The single most important thing you can do is act before you miss a payment — or as close to that moment as possible. The options available to you when you haven't yet missed a payment are broader and easier to access than the options available after 30, 60, or 90 days of delinquency.

Here's the action sequence that gives you the best outcome:

  1. Locate your loan servicer's name. This is on your monthly mortgage statement — it's often different from the bank that originally gave you the loan. You make payments to your servicer.
  2. Call the servicer and ask specifically for the loss mitigation department. Do not accept a customer service representative as a substitute. Loss mitigation is the department with actual authority to grant forbearance, consider modifications, and pause foreclosure.
  3. Explain your situation clearly and specifically. You experienced a job loss on a specific date. You expect your income to resume (if applicable) or you're uncertain about the timeline (if not). Be honest — your servicer will verify what they can.
  4. Ask specifically about forbearance and hardship deferral programs. These are different, and your servicer may have programs specific to job loss that you won't be told about unless you ask.
  5. Get everything in writing. Any agreement, any promise, any plan — confirm it in writing. Verbal agreements are not enforceable and are frequently miscommunicated between departments.

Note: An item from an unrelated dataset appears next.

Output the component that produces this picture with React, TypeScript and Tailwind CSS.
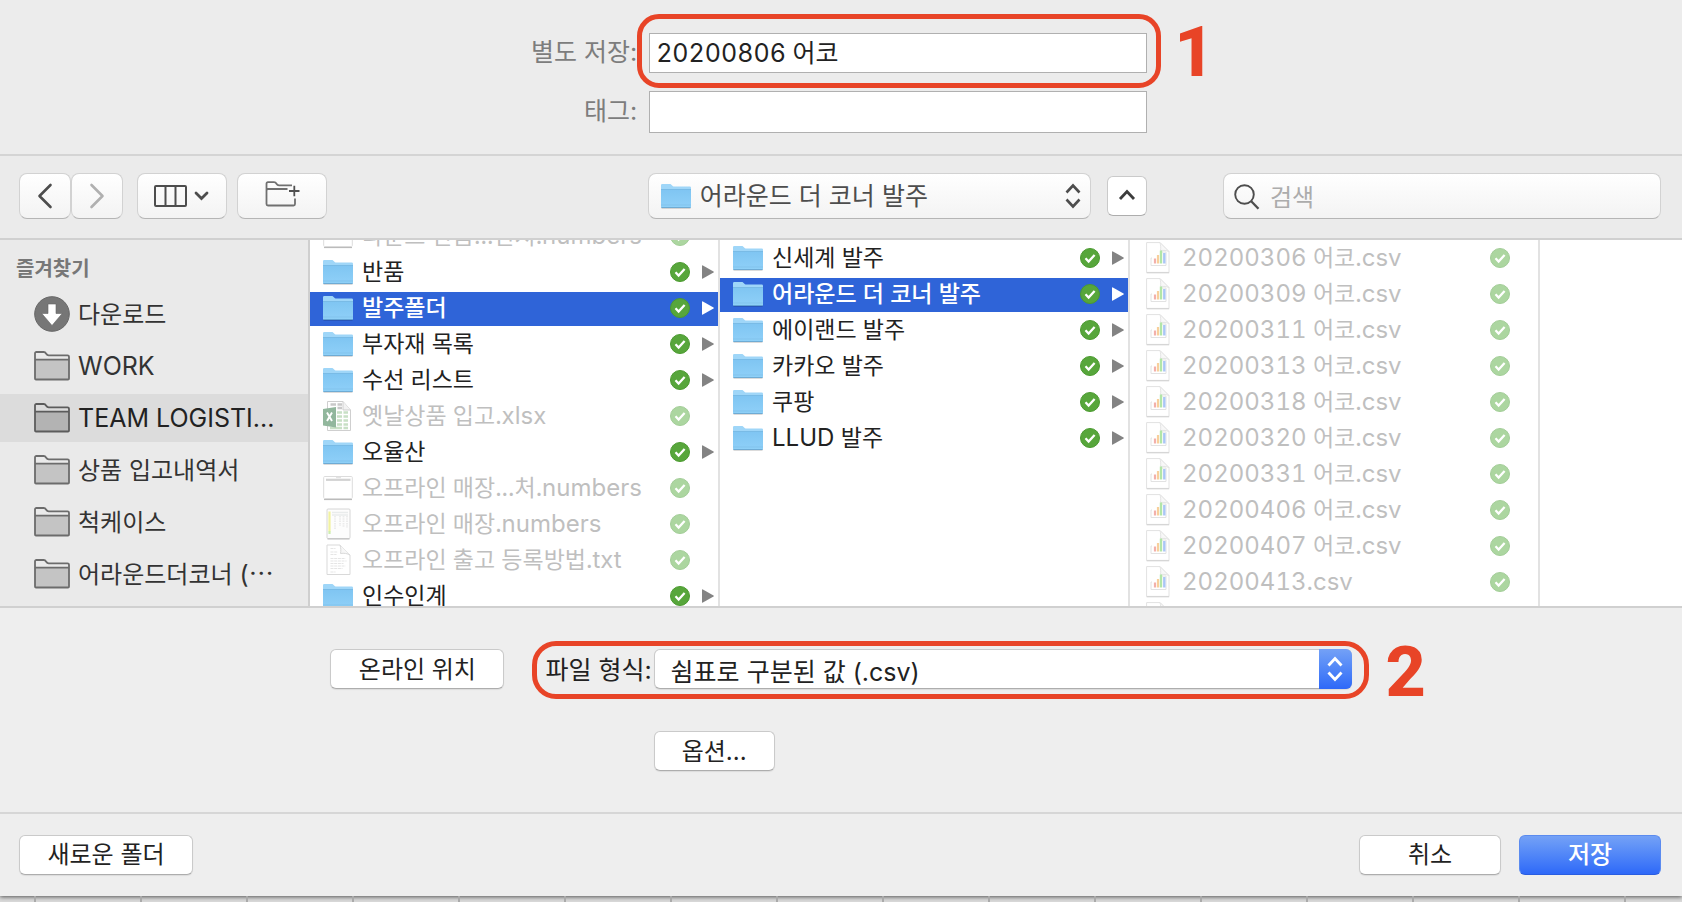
import React from "react";

type Kind = "folder" | "xlsx" | "sheet" | "table" | "text" | "csv";
type Entry = { name: string; kind: Kind; selected?: boolean };

const parentItems: Entry[] = [
  { name: "라운드 반품...현지.numbers", kind: "sheet" },
  { name: "반품", kind: "folder" },
  { name: "발주폴더", kind: "folder", selected: true },
  { name: "부자재 목록", kind: "folder" },
  { name: "수선 리스트", kind: "folder" },
  { name: "옛날상품 입고.xlsx", kind: "xlsx" },
  { name: "오율산", kind: "folder" },
  { name: "오프라인 매장...처.numbers", kind: "sheet" },
  { name: "오프라인 매장.numbers", kind: "table" },
  { name: "오프라인 출고 등록방법.txt", kind: "text" },
  { name: "인수인계", kind: "folder" },
];

const orderItems: Entry[] = [
  { name: "신세계 발주", kind: "folder" },
  { name: "어라운드 더 코너 발주", kind: "folder", selected: true },
  { name: "에이랜드 발주", kind: "folder" },
  { name: "카카오 발주", kind: "folder" },
  { name: "쿠팡", kind: "folder" },
  { name: "LLUD 발주", kind: "folder" },
];

const csvItems: Entry[] = [
  "20200306 어코.csv",
  "20200309 어코.csv",
  "20200311 어코.csv",
  "20200313 어코.csv",
  "20200318 어코.csv",
  "20200320 어코.csv",
  "20200331 어코.csv",
  "20200406 어코.csv",
  "20200407 어코.csv",
  "20200413.csv",
  "20200414.csv",
].map((name) => ({ name, kind: "csv" as Kind }));

const favorites = [
  { name: "다운로드", download: true },
  { name: "WORK" },
  { name: "TEAM LOGISTI...", selected: true },
  { name: "상품 입고내역서" },
  { name: "척케이스" },
  { name: "어라운드더코너 (⋯" },
];

/* Hangul is set one step smaller than the Latin beside it. */
function Mixed({ text, hangul }: { text: string; hangul: string }) {
  return (
    <>
      {text.split(/([\uac00-\ud7a3]+(?: [\uac00-\ud7a3]+)*)/).map((part, i) =>
        i % 2 ? (
          <span key={i} className={hangul}>
            {part}
          </span>
        ) : (
          part
        ),
      )}
    </>
  );
}

function BlueFolder() {
  return (
    <svg width="30" height="26" viewBox="0 0 30 26" className="shrink-0" aria-hidden="true">
      <defs>
        <linearGradient id="folderFront" x1="0" y1="0" x2="0" y2="1">
          <stop offset="0" stopColor="#7fc5f2" />
          <stop offset="1" stopColor="#8fd0f8" />
        </linearGradient>
      </defs>
      <path d="M0.5 25.3h29" stroke="#000" strokeOpacity=".18" />
      <path d="M0 2.2Q0 1 1.2 1h7.6c1 0 1.6.5 2.4 1.6.6.8 1 1 2 1h15.6Q30 3.600 30 4.800V8H0z" fill="#9fd6f8" />
      <path d="M0 6.400h30v17.400q0 1-1 1H1q-1 0-1-1z" fill="url(#folderFront)" />
      <path d="M0 6.500h30" stroke="#74b6e2" strokeWidth=".8" />
      <path d="M0 22h30" stroke="#7ebfe8" strokeWidth=".7" />
      <path d="M0.300 24.500h29.400" stroke="#5f9fca" strokeWidth=".8" />
    </svg>
  );
}

function GrayFolder({ dark }: { dark?: boolean }) {
  return (
    <svg width="36" height="30" viewBox="0 0 36 30" className="shrink-0" fill="none" aria-hidden="true">
      <path d="M1 9h34v18.500q0 1-1 1H2q-1 0-1-1z" fill={dark ? "#b3b3b3" : "#c4c4c4"} />
      <path
        d="M1 27.500V2.500Q1 1 2.500 1h7.200c1.300 0 1.800.5 2.500 1.700.7 1.200 1.200 1.600 2.500 1.600h18.800Q35 4.300 35 5.800v21.700q0 1-1 1H2q-1 0-1-1zM1 8.700h34"
        stroke={dark ? "#5c5c5c" : "#6c6c6c"}
        strokeWidth="1.800"
      />
    </svg>
  );
}

function DownloadIcon() {
  return (
    <svg width="36" height="36" viewBox="0 0 36 36" className="shrink-0" aria-hidden="true">
      <circle cx="18" cy="18" r="17.300" fill="#767676" stroke="#666" />
      <path d="M14 8h8v9.500h6.200L18 29.500 7.800 17.500H14z" fill="#fff" stroke="#666" strokeWidth=".6" />
    </svg>
  );
}

function DocIcon({ kind }: { kind: Kind }) {
  if (kind === "sheet")
    return (
      <svg width="30" height="26" viewBox="0 0 30 26" className="shrink-0" aria-hidden="true">
        <path d="M1 24.500h28" stroke="#bbb" strokeWidth="1.200" />
        <rect x=".7" y="1.500" width="28.600" height="22" rx="1" fill="#fff" stroke="#dcdcdc" />
        <path d="M3 4.800h24.500" stroke="#d2d2d2" strokeWidth="2.200" />
        <path d="M13 2.700h5" stroke="#ddd" />
      </svg>
    );
  if (kind === "table")
    return (
      <svg width="30" height="32" viewBox="0 0 30 32" className="shrink-0" aria-hidden="true">
        <rect x="4" y="1" width="23" height="29.500" rx="1" fill="#fdfdfd" stroke="#d6d6d6" />
        <path d="M4.500 31h22" stroke="#bbb" />
        <path d="M6.500 3.500v20" stroke="#f1f2a0" strokeWidth="2.200" />
        <path d="M6.500 23v3" stroke="#cdeeb0" strokeWidth="2.200" />
        <path d="M9 4.500h16M9 7h16" stroke="#e9ecec" strokeWidth="1.600" />
        <path d="M12 8v13M17 8v10M20.500 8v11M24 8v12" stroke="#ececec" strokeWidth="1.800" strokeDasharray="1.500 .8" />
      </svg>
    );
  if (kind === "text")
    return (
      <svg width="30" height="32" viewBox="0 0 30 32" className="shrink-0" fill="none" aria-hidden="true">
        <path d="M4 1h13l10 10v19.500H4z" fill="#fff" stroke="#d9d9d9" />
        <path d="M17 1c1 3 1 6 .5 8.500 3.500-.6 7 0 9.500 1.500" stroke="#d9d9d9" fill="#f7f7f7" />
        <path
          d="M7.500 4.500h5M7.500 8h7M7.500 10.500h6M7.500 14.500h15M7.500 17h16M7.500 19.500h13M7.500 22h15M7.500 24.500h12M7.500 28h5"
          stroke="#e2e2e2"
          strokeWidth=".9"
          strokeDasharray="3 .7"
        />
      </svg>
    );
  if (kind === "xlsx")
    return (
      <svg width="30" height="32" viewBox="0 0 30 32" className="shrink-0" fill="none" aria-hidden="true">
        <path d="M4.500 1.500H20l7.500 8.500v20.500h-23z" fill="#fff" stroke="#cfcfcf" />
        <path d="M20 1.500V10h7.500" fill="#f2f2f2" stroke="#cfcfcf" />
        <path d="M7.500 4.500H13M14.500 4.500H19M14.500 8H19" stroke="#c9c9c9" strokeWidth="2.600" />
        <path
          d="M14 12.500h5M20.500 12.500h4.500M14 16.500h5M20.500 16.500h4.500M14 20.500h5M20.500 20.500h4.500M14 24.500h5M20.500 24.500h4.500M7 28h12M20.500 28h4.500"
          stroke="#c8e0c5"
          strokeWidth="2.600"
        />
        <path d="M0 9l13-2v20.500L0 25.500z" fill="#92b79d" />
        <path d="M4 12.500l5 8.500M9 12.500L4 21" stroke="#fff" strokeWidth="1.900" />
      </svg>
    );
  return (
    <svg width="24" height="32" viewBox="0 0 24 32" className="shrink-0" fill="none" aria-hidden="true">
      <path d="M.6.6H14l9 9v20.800H.6z" fill="#fff" stroke="#e2e2e2" />
      <path d="M.6 30.800h22.600" stroke="#d0d0d0" />
      <path d="M14 .6c.8 3 .9 5.500.5 8 3-.4 6-.2 8.500 1z" fill="#f8f8f8" stroke="#e4e4e4" />
      <path d="M6 16H5v7.500h15V10h-4" stroke="#e2e2e2" />
      <path d="M9 21.500v-5" stroke="#f3b0aa" strokeWidth="2.200" />
      <path d="M12 21.500v-8.500" stroke="#f8cf9c" strokeWidth="2.200" />
      <path d="M15 21.500V8.500" stroke="#b2e6a8" strokeWidth="2.400" />
      <path d="M18.300 21.500V11" stroke="#aac6f6" strokeWidth="2.400" />
    </svg>
  );
}

function SyncBadge({ dim }: { dim: boolean }) {
  return (
    <svg width="20" height="20" viewBox="0 0 20 20" className="shrink-0" fill="none" aria-hidden="true">
      <circle cx="10" cy="10" r="9.500" fill={dim ? "#acd6a0" : "#57a63b"} stroke={dim ? "#a3cd98" : "#4b9a30"} />
      <path d="M5.500 10.300l3.100 3.200 6-6.500" stroke="#fff" strokeWidth="2.300" />
    </svg>
  );
}

function Row({ item }: { item: Entry }) {
  const folder = item.kind === "folder";
  const tone = item.selected
    ? "bg-[#2f64d8] text-white font-medium"
    : folder
      ? "text-[#222]"
      : "text-[#bfbfbf]";
  return (
    <li className="py-px">
      <button
        type="button"
        disabled={!folder}
        className={`flex h-[34px] w-full items-center pr-[4px] pb-[2px] text-left text-2xl leading-[32px] tabular-nums ${tone}`}
      >
        <span className={`flex w-[52px] shrink-0 items-center ${item.kind === "csv" ? "pl-[16px]" : "pl-[13px]"}`}>
          {folder ? <BlueFolder /> : <DocIcon kind={item.kind} />}
        </span>
        <span className="min-w-0 flex-1 whitespace-nowrap">
          <Mixed text={item.name} hangul="text-[23px]" />
        </span>
        <SyncBadge dim={!folder} />
        <span className="flex w-[24px] shrink-0 justify-end">
          {folder && (
            <svg width="12" height="14" viewBox="0 0 12 14" aria-hidden="true">
              <path
                d="M0 .8Q0 0 .9.400L11.500 6.400q.7.600 0 1.200L.9 13.600Q0 14 0 13.200z"
                fill={item.selected ? "#fff" : "#838383"}
              />
            </svg>
          )}
        </span>
      </button>
    </li>
  );
}

function Column({ items, scrolled, label }: { items: Entry[]; scrolled?: boolean; label: string }) {
  return (
    <div className="w-[410px] shrink-0 overflow-hidden border-r-2 border-[#e2e2e2]">
      <ul aria-label={label} className={scrolled ? "-mt-[21px]" : "mt-px"}>
        {items.map((item) => (
          <Row key={item.name} item={item} />
        ))}
      </ul>
    </div>
  );
}

const toolButton =
  "flex h-[46px] items-center justify-center rounded-lg border border-[#d2d2d2] border-b-[#b5b5b5] bg-linear-to-b from-white to-[#f3f3f3] text-[#4d4d4d]";
const pushButton =
  "h-[40px] rounded-md border border-[#cacaca] border-b-[#adadad] bg-white leading-[38px] text-[#222] shadow-[0_1px_1px_rgba(0,0,0,0.08)]";
const callout = "pointer-events-none border-[5px] border-[#e84427]";
const calloutNumber =
  "pointer-events-none absolute font-[Roboto,sans-serif] text-[70px] leading-[70px] font-extrabold text-[#e84427]";

function UpDown({ color, width }: { color: string; width: string }) {
  return (
    <svg width="16" height="26" viewBox="0 0 16 26" fill="none" stroke={color} strokeWidth={width} aria-hidden="true">
      <path d="M1.500 9.500L8 2.500l6.500 7M1.500 16.500l6.500 7 6.500-7" />
    </svg>
  );
}

export default function App() {
  return (
    <div className="flex h-screen w-full flex-col overflow-hidden bg-[#d9d9d9] font-[Inter,'Noto_Sans_CJK_KR',sans-serif] text-2xl">
      <form
        className="flex min-h-0 flex-1 flex-col bg-[#eee] shadow-[0_1px_4px_rgba(0,0,0,0.6)]"
        onSubmit={(e) => e.preventDefault()}
      >
        <section className="grid shrink-0 grid-cols-[38%_498px] gap-x-[10px] gap-y-[18px] border-b-2 border-[#d4d4d4] bg-[#ececec] pt-[33px] pb-[21px] text-[#7d7d7d]">
          <label htmlFor="filename" className="self-center pr-[2px] text-right text-[25px]">
            별도 저장:
          </label>
          <div className="relative">
            <input
              id="filename"
              defaultValue="20200806 어코"
              className="block h-[40px] w-full border border-[#b0b0b0] bg-white px-[6px] pb-[4px] text-[25px] text-[#222] tabular-nums outline-none"
            />
            <div className={`${callout} absolute -top-[19px] -right-[14px] -bottom-[15px] -left-[12px] rounded-[22px]`} />
            <span className={`${calloutNumber} -top-[16px] left-full ml-[27px]`}>1</span>
          </div>
          <label htmlFor="tags" className="self-center pr-[2px] text-right text-[25px]">
            태그:
          </label>
          <input
            id="tags"
            className="block h-[42px] w-full border border-[#b0b0b0] bg-white px-[6px] text-[25px] outline-none"
          />
        </section>

        <nav className="flex shrink-0 items-center border-b-2 border-[#d0d0d0] bg-[#ebebeb] pt-[17px] pr-[21px] pb-[19px]">
          <div className="flex w-[39%] shrink-0 pl-[19px]">
            <button type="button" aria-label="뒤로" className={`${toolButton} w-[52px]`}>
              <svg width="16" height="26" viewBox="0 0 16 26" fill="none" stroke="currentColor" strokeWidth="2.600" strokeLinecap="round" strokeLinejoin="round">
                <path d="M13.500 2L2.500 13l11 11" />
              </svg>
            </button>
            <button type="button" aria-label="앞으로" className={`${toolButton} w-[52px]`}>
              <svg width="16" height="26" viewBox="0 0 16 26" fill="none" stroke="#b0b0b0" strokeWidth="2.600" strokeLinecap="round" strokeLinejoin="round">
                <path d="M2.500 2l11 11-11 11" />
              </svg>
            </button>
            <button type="button" aria-label="보기 방식" className={`${toolButton} ml-[14px] w-[90px] gap-[7px] pr-[2px]`}>
              <svg width="33" height="22" viewBox="0 0 33 22" fill="none" stroke="currentColor" strokeWidth="2">
                <rect x="1" y="1" width="31" height="20" rx="1" />
                <path d="M11.500 1v20M21.500 1v20" />
              </svg>
              <svg width="15" height="10" viewBox="0 0 15 10" fill="none" stroke="currentColor" strokeWidth="2.800" strokeLinecap="round">
                <path d="M2 2l5.500 5.500L13 2" />
              </svg>
            </button>
            <button type="button" aria-label="새로운 폴더 추가" className={`${toolButton} ml-[10px] w-[90px] pb-[4px] pl-[2px]`}>
              <svg width="36" height="26" viewBox="0 0 36 26" fill="none" stroke="#707070" strokeWidth="1.800">
                <path d="M27 4.300H14c-1.500 0-1.800-.3-2.500-1.500C10.800 1.500 10.500 1.200 9 1.200H3Q1.500 1.200 1.500 2.700V23q0 1.500 1.500 1.500h25.500q1.500 0 1.500-1.500v-5.500M1.500 10V9.500Q1.500 8 3 8h19.500" />
                <path d="M24 10h10.500M29.300 4.700v10.500" stroke="#505050" />
              </svg>
            </button>
          </div>
          <div className="relative w-[443px]">
            <span className="pointer-events-none absolute top-[10px] left-[13px]">
              <BlueFolder />
            </span>
            <select
              aria-label="위치"
              className={`${toolButton} w-full appearance-none pt-[1px] pl-[51px] text-[25px] outline-none`}
            >
              <option>어라운드 더 코너 발주</option>
            </select>
            <span className="pointer-events-none absolute top-[10px] right-[10px]">
              <UpDown color="#4d4d4d" width="2.600" />
            </span>
          </div>
          <button
            type="button"
            aria-label="접기"
            className="ml-[16px] flex h-[40px] w-[40px] items-center justify-center rounded-md border border-[#cacaca] border-b-[#adadad] bg-white pb-[3px]"
          >
            <svg width="18" height="12" viewBox="0 0 18 12" fill="none" stroke="#3c3c3c" strokeWidth="2.800">
              <path d="M2 10l7-7.500L16 10" />
            </svg>
          </button>
          <div className="relative ml-auto w-[438px]">
            <svg
              width="26"
              height="26"
              viewBox="0 0 26 26"
              fill="none"
              stroke="#4d4d4d"
              strokeWidth="1.900"
              className="pointer-events-none absolute top-[11px] left-[11px]"
            >
              <circle cx="10.500" cy="10.500" r="9.300" />
              <path d="M17 17l7.500 7.800" strokeWidth="2.300" />
            </svg>
            <input
              type="text"
              aria-label="검색"
              placeholder="검색"
              className="block h-[46px] w-full rounded-lg border border-[#d2d2d2] border-b-[#b5b5b5] bg-linear-to-b from-white to-[#f3f3f3] pt-[2px] pl-[46px] outline-none placeholder:text-[#acacac]"
            />
          </div>
        </nav>

        <div className="flex min-h-0 flex-1 overflow-hidden border-b-2 border-[#d0d0d0] bg-white">
          <aside className="w-[310px] shrink-0 overflow-hidden border-r-2 border-[#cfcfcf] bg-[#eaeaea] pt-[14px]">
            <h2 className="pl-[16px] text-xl leading-[30px] font-semibold text-[#777]">즐겨찾기</h2>
            <ul className="mt-[6px] flex flex-col gap-[4px]">
              {favorites.map((f) => (
                <li key={f.name}>
                  <button
                    type="button"
                    className={`flex h-[48px] w-full items-center gap-[8px] pl-[34px] text-left text-[25px] whitespace-nowrap ${f.selected ? "bg-[#dcdcdc] text-[#222]" : "text-[#333]"}`}
                  >
                    {f.download ? <DownloadIcon /> : <GrayFolder dark={f.selected} />}
                    <span className="pt-[2px]">
                      <Mixed text={f.name} hangul="text-2xl" />
                    </span>
                  </button>
                </li>
              ))}
            </ul>
          </aside>
          <Column items={parentItems} scrolled label="상위 폴더" />
          <Column items={orderItems} label="발주폴더" />
          <Column items={csvItems} label="어라운드 더 코너 발주" />
        </div>

        <section className="grid shrink-0 grid-cols-[174px_auto_minmax(0,698px)] items-center justify-center gap-y-[42px] border-b-2 border-[#d6d6d6] pt-[41px] pb-[41px] text-[#222]">
          <button type="button" className={`${pushButton} col-start-1 row-start-1 pt-[1px]`}>
            온라인 위치
          </button>
          <label htmlFor="format" className="col-start-2 row-start-1 pt-[3px] pr-[2px] pl-[41px] text-[25px]">
            파일 형식:
          </label>
          <div className="relative col-start-3 row-start-1">
            <select
              id="format"
              className={`${pushButton} block w-full appearance-none px-[16px] pt-[3px] text-[25px] outline-none`}
            >
              <option>쉼표로 구분된 값 (.csv)</option>
            </select>
            <span className="pointer-events-none absolute top-0 right-0 flex h-[40px] w-[33px] items-center justify-center rounded-r-md bg-linear-to-b from-[#74a1f6] to-[#2e68f8]">
              <UpDown color="#fff" width="2.800" />
            </span>
            <span className={`${calloutNumber} -top-[12px] left-full ml-[34px]`}>2</span>
          </div>
          <div
            className={`${callout} col-span-2 col-start-2 row-start-1 -mt-[8px] -mr-[17px] -mb-[10px] ml-[28px] self-stretch rounded-[24px]`}
          />
          <button type="button" className={`${pushButton} col-start-3 row-start-2 w-[121px] pt-[1px]`}>
            옵션...
          </button>
        </section>

        <footer className="flex shrink-0 gap-[18px] pt-[21px] pr-[21px] pb-[21px] pl-[19px]">
          <button type="button" className={`${pushButton} mr-auto w-[174px]`}>
            새로운 폴더
          </button>
          <button type="button" className={`${pushButton} w-[142px]`}>
            취소
          </button>
          <button
            type="submit"
            className="h-[40px] w-[142px] rounded-md border border-[#5b8bef] border-b-[#2a5de0] bg-linear-to-b from-[#74a1f6] to-[#2e68f8] leading-[38px] font-medium text-white"
          >
            저장
          </button>
        </footer>
      </form>
      <div className="flex h-[6px] shrink-0 overflow-hidden">
        <div className="w-[36px] shrink-0 border-r-2 border-[#aaa]" />
        {Array.from({ length: 15 }, (_, i) => (
          <div key={i} className="w-[106px] shrink-0 border-r-2 border-[#aaa]" />
        ))}
      </div>
    </div>
  );
}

What Is Mortgage Forbearance and Does Job Loss Qualify?

Mortgage forbearance is a formal written agreement with your servicer to temporarily pause or reduce your mortgage payments for a defined period — typically 3 to 12 months depending on the program and your loan type. Job loss is one of the most commonly accepted qualifying hardships.

Here's the critical thing most homeowners don't fully understand about forbearance: the payments you miss during forbearance don't disappear. They're deferred. What happens to them at the end of the forbearance period depends on your loan type:

Before agreeing to forbearance, you need to understand specifically what happens when it ends — and that understanding comes from reading the agreement carefully and asking the right questions. See our full guide on what mortgage forbearance actually means for a complete breakdown.

What If Forbearance Isn't Enough — or You Don't Think You'll Recover Quickly?

Forbearance buys time. If your income situation will genuinely recover within the forbearance window, it may be all you need. But if you're looking at a longer-term income gap — or a permanent income reduction — then the end of forbearance simply reveals the original problem again. In that case, the options shift:

Loan Modification

If you find new employment but at a lower income, a loan modification can permanently restructure your loan payments to a level your new income can support. You typically need to show at least 2 to 3 months of new employment income to qualify.

Pre-Foreclosure Sale

If your new income won't support the mortgage and you have equity, selling before the foreclosure process completes lets you capture that equity rather than surrendering it at auction. This is often the best financial outcome in long-term income loss situations.

Short Sale

If you owe more than your home is worth and selling at market won't cover the balance, a short sale with lender approval may be possible — often with a full deficiency waiver, so you leave without the remaining debt chasing you.

Deed in Lieu

Voluntarily transferring ownership to the lender in exchange for debt release. Requires lender cooperation and proper negotiation, but can include relocation assistance of $5,000 to $30,000 and a clean deficiency waiver.

Are There Government Programs Specifically for Job Loss and Mortgage Hardship?

There are federal programs designed to help homeowners experiencing income loss, and the specifics depend on your loan type. HUD-approved housing counselors can help you navigate the programs that apply to your specific mortgage — for free. Find one at hud.gov/findacounselor.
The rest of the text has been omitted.